[Resource Topic] 2025/2003: A Sparse Polynomial Multiplier for HQC Integrating Parallelism and Power-Based Side-Channel Countermeasures

Welcome to the resource topic for 2025/2003

Title:
A Sparse Polynomial Multiplier for HQC Integrating Parallelism and Power-Based Side-Channel Countermeasures

Authors: Jaeho Jeon, Suseong Lee, Myeongjun Kim, Eunyoung Seo, Myunghyun Cho, Seonggyeom Kim, Bo Gyeong Kang, Young-Sik Kim

Abstract:

The Hamming Quasi-Cyclic (HQC) scheme has recently been standardized as a post-quantum key encapsulation mechanism (KEM), emphasizing the importance of efficient and secure hardware realizations on embedded platforms. However, HQC relies heavily on sparse–dense polynomial multiplications, where conventional shift-and-add architectures remain both performance- and security-critical. In FPGA implementations, these multiplications dominate execution time—occupying 59.5%, 56.1%, and 58.3% of the total latency for KeyGen, Encap, and Decap, respectively—and are further vulnerable to correlation power analysis (CPA) due to deterministic, index-driven memory access patterns. As countermeasures, parallelization improves performance at the cost of additional area. Dummy insertion with random shuffling mitigates leakage but incurs extra cycle overhead.

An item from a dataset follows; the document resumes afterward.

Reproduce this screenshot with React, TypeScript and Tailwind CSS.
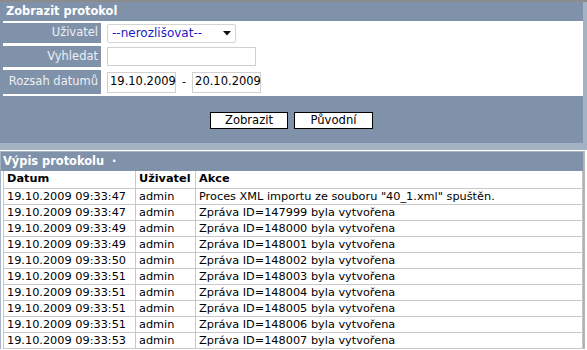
const rows: [string, string, string][] = [
  ['19.10.2009 09:33:47', 'admin', 'Proces XML importu ze souboru "40_1.xml" spuštěn.'],
  ['19.10.2009 09:33:47', 'admin', 'Zpráva ID=147999 byla vytvořena'],
  ['19.10.2009 09:33:49', 'admin', 'Zpráva ID=148000 byla vytvořena'],
  ['19.10.2009 09:33:49', 'admin', 'Zpráva ID=148001 byla vytvořena'],
  ['19.10.2009 09:33:50', 'admin', 'Zpráva ID=148002 byla vytvořena'],
  ['19.10.2009 09:33:51', 'admin', 'Zpráva ID=148003 byla vytvořena'],
  ['19.10.2009 09:33:51', 'admin', 'Zpráva ID=148004 byla vytvořena'],
  ['19.10.2009 09:33:51', 'admin', 'Zpráva ID=148005 byla vytvořena'],
  ['19.10.2009 09:33:51', 'admin', 'Zpráva ID=148006 byla vytvořena'],
  ['19.10.2009 09:33:53', 'admin', 'Zpráva ID=148007 byla vytvořena'],
];

function Label({ children }: { children: string }) {
  return (
    <div className="w-[98px] shrink-0 bg-[#7f92aa] text-[#eceff4] text-[11.5px] pr-[3px] flex items-center justify-end">
      {children}
    </div>
  );
}

export default function App() {
  return (
    <div className="w-[587px] h-[350px] overflow-hidden bg-white text-[11.3px] font-['DejaVu_Sans',Verdana,sans-serif]">
      <div className="h-[2px] bg-[#8c8c8c]" />

      {/* filter panel */}
      <div className="bg-[#a3b3c4] pr-[4px] pb-[7px]">
        <div className="bg-[#7f92aa] pl-[3px]">
          <div className="h-[19px] flex items-center pl-[3px] text-white font-bold text-[11.4px]">
            Zobrazit protokol
          </div>
          <div className="bg-white flex flex-col gap-[3px] pt-[2px] pb-[2px]">
            <div className="flex h-[20px]">
              <Label>Uživatel</Label>
              <div className="pl-[6px] flex items-center">
                <div className="w-[129px] h-[19px] border border-[#d4d4d4] rounded-[2px] flex items-center justify-between pl-[4px] pr-[4px] text-[12px] text-[#1c1cc4]">
                  <span>--nerozlišovat--</span>
                  <svg width="8" height="5" viewBox="0 0 8 5">
                    <path d="M0 0h8L4 4.5z" fill="#111" />
                  </svg>
                </div>
              </div>
            </div>
            <div className="flex h-[21px]">
              <Label>Vyhledat</Label>
              <div className="pl-[6px] flex items-center">
                <div className="w-[149px] h-[19px] border border-[#d0d0d0]" />
              </div>
            </div>
            <div className="flex h-[24px]">
              <Label>Rozsah datumů</Label>
              <div className="pl-[6px] flex items-center gap-[6px]">
                <div className="w-[69px] h-[21px] border border-[#d0d0d0] flex items-center pl-[2px] text-[11.5px]">19.10.2009</div>
                <span>-</span>
                <div className="w-[69px] h-[21px] border border-[#d0d0d0] flex items-center pl-[2px] text-[11.5px]">20.10.2009</div>
              </div>
            </div>
          </div>
          <div className="h-[47px] flex justify-center items-start pt-[16px] gap-[6px] pr-[3px]">
            <button className="w-[78px] h-[17px] bg-white border border-black leading-none text-[11.6px]">Zobrazit</button>
            <button className="w-[79px] h-[17px] bg-white border border-black leading-none text-[11.6px]">Původní</button>
          </div>
        </div>
      </div>

      <div className="h-[1px] bg-white" />

      {/* log list */}
      <div className="w-[585px] border-r border-[#b5b5b5]">
        <div className="w-[584px] border border-[#a3b3c4] border-b-0">
          <div className="h-[19px] bg-[#7f92aa] flex items-center pl-[2px] text-white font-bold text-[11.4px]">
            Výpis protokolu&nbsp;&nbsp;·
          </div>
          <div className="pl-[2px]">
            <table className="w-full border-collapse text-black">
              <thead>
                <tr className="h-[17px]">
                  <th className="w-[132px] text-left font-bold pl-[3px] border border-[#c8c8c8] border-t-0">Datum</th>
                  <th className="w-[60px] text-left font-bold pl-[3px] border border-[#c8c8c8] border-t-0">Uživatel</th>
                  <th className="text-left font-bold pl-[3px] border border-[#c8c8c8] border-t-0">Akce</th>
                </tr>
              </thead>
              <tbody>
                {rows.map((r, i) => (
                  <tr key={i} className="h-[16px] leading-[15px]">
                    <td className="pl-[3px] border border-[#c8c8c8] whitespace-nowrap">{r[0]}</td>
                    <td className="pl-[3px] border border-[#c8c8c8]">{r[1]}</td>
                    <td className="pl-[3px] border border-[#c8c8c8] whitespace-nowrap">{r[2]}</td>
                  </tr>
                ))}
              </tbody>
            </table>
          </div>
        </div>
      </div>
    </div>
  );
}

To address this, we propose a co-designed dummy-inserted parallel shift-and-add multiplier for HQC. The design integrates dummy insertion and two-index parallelism in a complementary manner, achieving reduced cycles with area efficiency while providing intrinsic resistance to CPA. Implemented on a Xilinx Artix-7 FPGA, the proposed architecture achieves up to a 1.25× speedup over the baseline sequential multiplier while maintaining near–state-of-the-art area–time efficiency—incurring only a 1.16× AT overhead to simultaneously deliver accelerated performance and CPA resistance. Test Vector Leakage Assessment (TVLA) measurements and theoretical analysis confirm that the parallel architecture effectively suppresses power-based side-channel leakage and provides inherent resistance against CPA—reducing significant leakage points from 4.29% to 0.09%. This work demonstrates that performance and side-channel resistance can be jointly optimized through synergistic hardware–algorithm co-design, offering a practical and scalable HQC accelerator for post-quantum embedded systems.